Now, granted, this only occurs if you are operating on the end of the table. Which, for something like an "archiving" task, is unlikely to happen. As such, I kind of just went with "hope as a strategy" on this problem. And, to be honest, I can't really think of a better solution. If I switched over to using UUIDs (Universally Unique Identifier) instead of AUTO_INCREMENT integers for the PRIMARY KEY value, that would work; but, in the application that I'm maintaining, that ship sailed a long time ago.
According to the MySQL documentation, this behavior has changed in MySQL 5.8. Apparently, the AUTO_INCREMENT counter values will get written to a redo log such that they will persist across service restarts. However, even with the 5.8 changes, MySQL caveats that there are still edge-cases that cannot be guaranteed:
However, in the case of a server crash, reuse of a previously allocated auto-increment value cannot be guaranteed.

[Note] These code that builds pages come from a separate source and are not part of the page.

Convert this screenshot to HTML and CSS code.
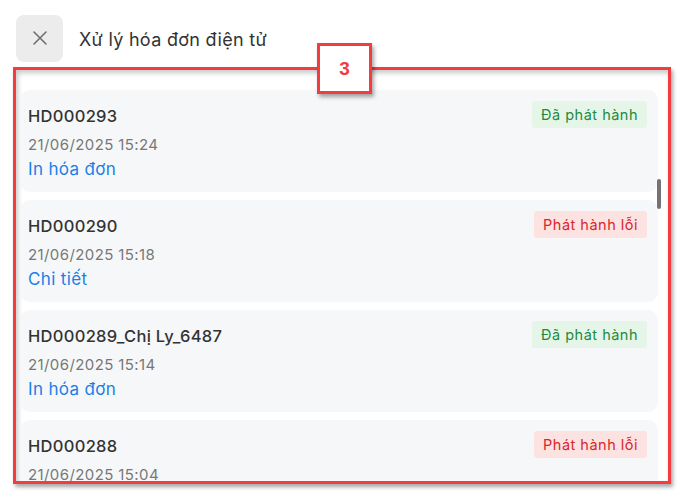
FILE: index.html
```html
<!DOCTYPE html>
<html lang="vi">
<head>
<meta charset="utf-8">
<link rel="stylesheet" href="styles.css">
</head>
<body>
<div class="page">
  <header class="header">
    <button class="close-btn" aria-label="Đóng">
      <svg width="14" height="14" viewBox="0 0 14 14"><path d="M1 1 L13 13 M13 1 L1 13" stroke="#6b6b6b" stroke-width="1.5" stroke-linecap="round" fill="none"/></svg>
    </button>
    <h1 class="title">Xử lý hóa đơn điện tử</h1>
  </header>

  <section class="list-frame">
    <div class="list">
      <div class="card">
        <div class="row">
          <span class="code">HD000293</span>
          <span class="badge ok">Đã phát hành</span>
        </div>
        <div class="date">21/06/2025 15:24</div>
        <a class="link">In hóa đơn</a>
      </div>
      <div class="card">
        <div class="row">
          <span class="code">HD000290</span>
          <span class="badge err">Phát hành lỗi</span>
        </div>
        <div class="date">21/06/2025 15:18</div>
        <a class="link">Chi tiết</a>
      </div>
      <div class="card">
        <div class="row">
          <span class="code">HD000289_Chị Ly_6487</span>
          <span class="badge ok">Đã phát hành</span>
        </div>
        <div class="date">21/06/2025 15:14</div>
        <a class="link">In hóa đơn</a>
      </div>
      <div class="card">
        <div class="row">
          <span class="code">HD000288</span>
          <span class="badge err">Phát hành lỗi</span>
        </div>
        <div class="date">21/06/2025 15:04</div>
        <a class="link">Chi tiết</a>
      </div>
    </div>
    <div class="scroll-thumb"></div>
  </section>

  <div class="marker">3</div>
</div>
</body>
</html>
```

FILE: styles.css
```css
* { box-sizing: border-box; }
html, body { margin: 0; padding: 0; background: #fff; }
body {
  font-family: Inter, "Noto Sans", "Liberation Sans", sans-serif;
  color: #333;
  width: 678px;
  height: 494px;
  overflow: hidden;
}
.page { position: relative; width: 678px; height: 494px; }

.header {
  display: flex;
  align-items: center;
  gap: 16px;
  padding: 15px 16px 0 16px;
  height: 62px;
}
.close-btn {
  width: 47px;
  height: 47px;
  border: none;
  border-radius: 8px;
  background: #ececec;
  display: flex;
  align-items: center;
  justify-content: center;
  padding: 0;
}
.close-btn svg { display: block; margin-top: -1px; }
.title {
  margin: 0;
  font-size: 18px;
  font-weight: 400;
  color: #333;
  letter-spacing: 0.3px;
  padding-top: 2px;
}

.list-frame {
  position: relative;
  margin: 5px 0 0 13px;
  width: 658px;
  height: 417px;
  border: 3px solid #f23c3f;
  box-shadow: 2px 3px 4px rgba(0,0,0,0.35), inset 2px 3px 5px rgba(0,0,0,0.22);
  overflow: hidden;
}
.list {
  display: flex;
  flex-direction: column;
  gap: 8px;
  padding: 20px 10px 0 4px;
}
.card {
  background: #f6f7f9;
  border-radius: 10px;
  padding: 11px 11px 12px 8px;
  height: 102px;
  flex: none;
}
.row {
  display: flex;
  justify-content: space-between;
  align-items: center;
  height: 27px;
}
.code {
  font-size: 16.5px;
  font-weight: 500;
  color: #333;
  letter-spacing: 0.3px;
  padding-top: 3px;
}
.badge {
  font-size: 14.5px;
  height: 27px;
  line-height: 27px;
  padding: 0 9px;
  border-radius: 3px;
  letter-spacing: 0.5px;
}
.badge.ok { background: #e5f6e9; color: #1e8a3f; }
.badge.err { background: #fde2e2; color: #d9252b; }
.date {
  margin-top: 6px;
  font-size: 15px;
  line-height: 22px;
  color: #777;
  letter-spacing: 0.4px;
}
.link {
  display: block;
  font-size: 17px;
  line-height: 24px;
  color: #1a7fe8;
  letter-spacing: 0.35px;
  margin-top: 1px;
}
.scroll-thumb {
  position: absolute;
  left: 641px;
  top: 109px;
  width: 4px;
  height: 30px;
  border-radius: 2px;
  background: #737373;
}

.marker {
  position: absolute;
  left: 317px;
  top: 43px;
  width: 55px;
  height: 51px;
  background: #fff;
  border: 3px solid #f23c3f;
  box-shadow: 2px 3px 4px rgba(0,0,0,0.35);
  color: #f23c3f;
  font-family: "Liberation Sans", Arial, sans-serif;
  font-weight: 700;
  font-size: 19px;
  display: flex;
  align-items: center;
  justify-content: center;
}
```
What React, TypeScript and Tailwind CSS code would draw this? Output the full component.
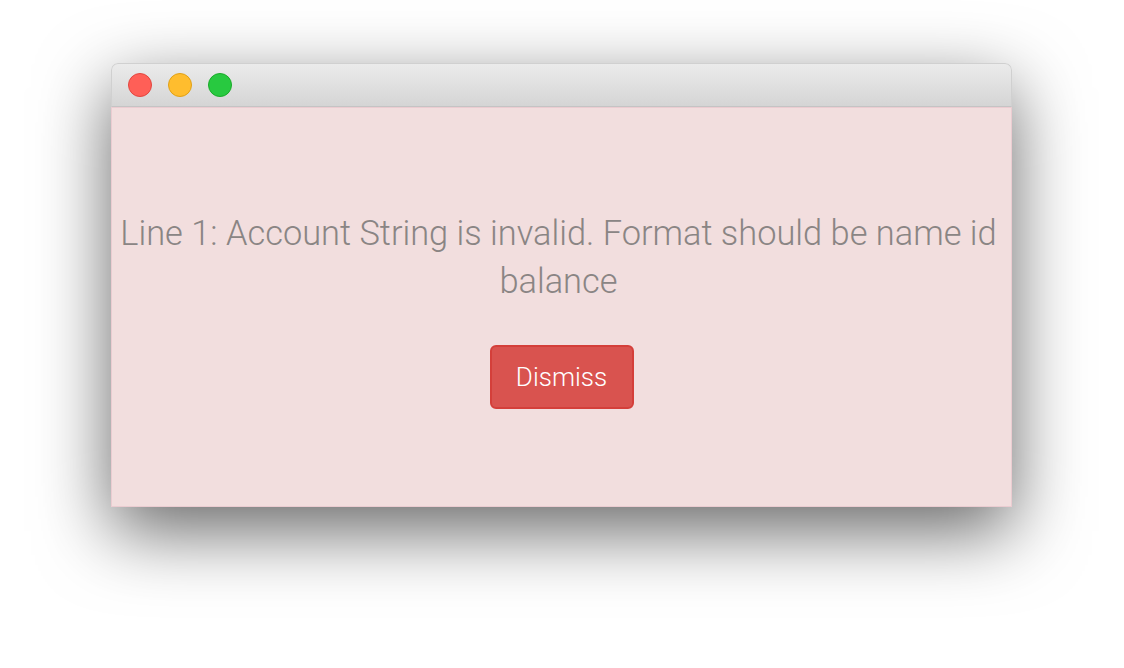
import React from "react";

const TrafficLight = ({ fill, border }: { fill: string; border: string }) => (
  <span className={`block h-[24px] w-[24px] rounded-full border ${fill} ${border}`} />
);

export default function App() {
  return (
    <div className="h-[668px] w-[1124px] bg-white pl-[111px] pt-[63px]" style={{ fontFamily: "Roboto, 'Liberation Sans', sans-serif" }}>
      <div className="flex h-[444px] w-[901px] flex-col rounded-t-[7px] shadow-[0_24px_72px_rgba(0,0,0,0.6)]">
        {/* title bar */}
        <div className="flex h-[44px] items-center gap-[16px] rounded-t-[7px] border border-b-[#c4c4c4] border-[#d0d0d0] bg-gradient-to-b from-[#ebebeb] to-[#d5d5d5] pl-[16px]">
          <TrafficLight fill="bg-[#ff5f57]" border="border-[#e2463f]" />
          <TrafficLight fill="bg-[#ffbd2e]" border="border-[#e1a116]" />
          <TrafficLight fill="bg-[#28c940]" border="border-[#1aab29]" />
        </div>
        {/* alert body */}
        <div className="flex flex-1 flex-col items-center justify-center border border-[#ebccd1] bg-[#f2dede] pt-[4px]">
          <p className="pr-[6px] text-center text-[34.4px] font-light leading-[48px] text-[#8a8584]">
            Line 1: Account String is invalid. Format should be name id balance
          </p>
          <button
            type="button"
            className="mt-[40px] h-[64px] w-[144px] rounded-[6px] border-2 border-[#d43f3a] bg-[#d9534f] text-[26px] font-light text-white"
          >
            Dismiss
          </button>
        </div>
      </div>
    </div>
  );
}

Each time the current maximum auto-increment value is changed due to an INSERT or UPDATE operation, the new value is written to the redo log, but if the crash occurs before the redo log is flushed to disk, the previously allocated value could be reused when the auto-increment counter is initialized after the server is restarted.
This post was mostly a "note to self". This seems like a really fundamental aspect of the MySQL AUTO_INCREMENT counter that has escaped my mental model for years. As such, I'm happy to finally understand how it works. I don't think it will necessarily change the way I am architecting my code; but, it will certainly give me another perspective from which to view my data algorithms.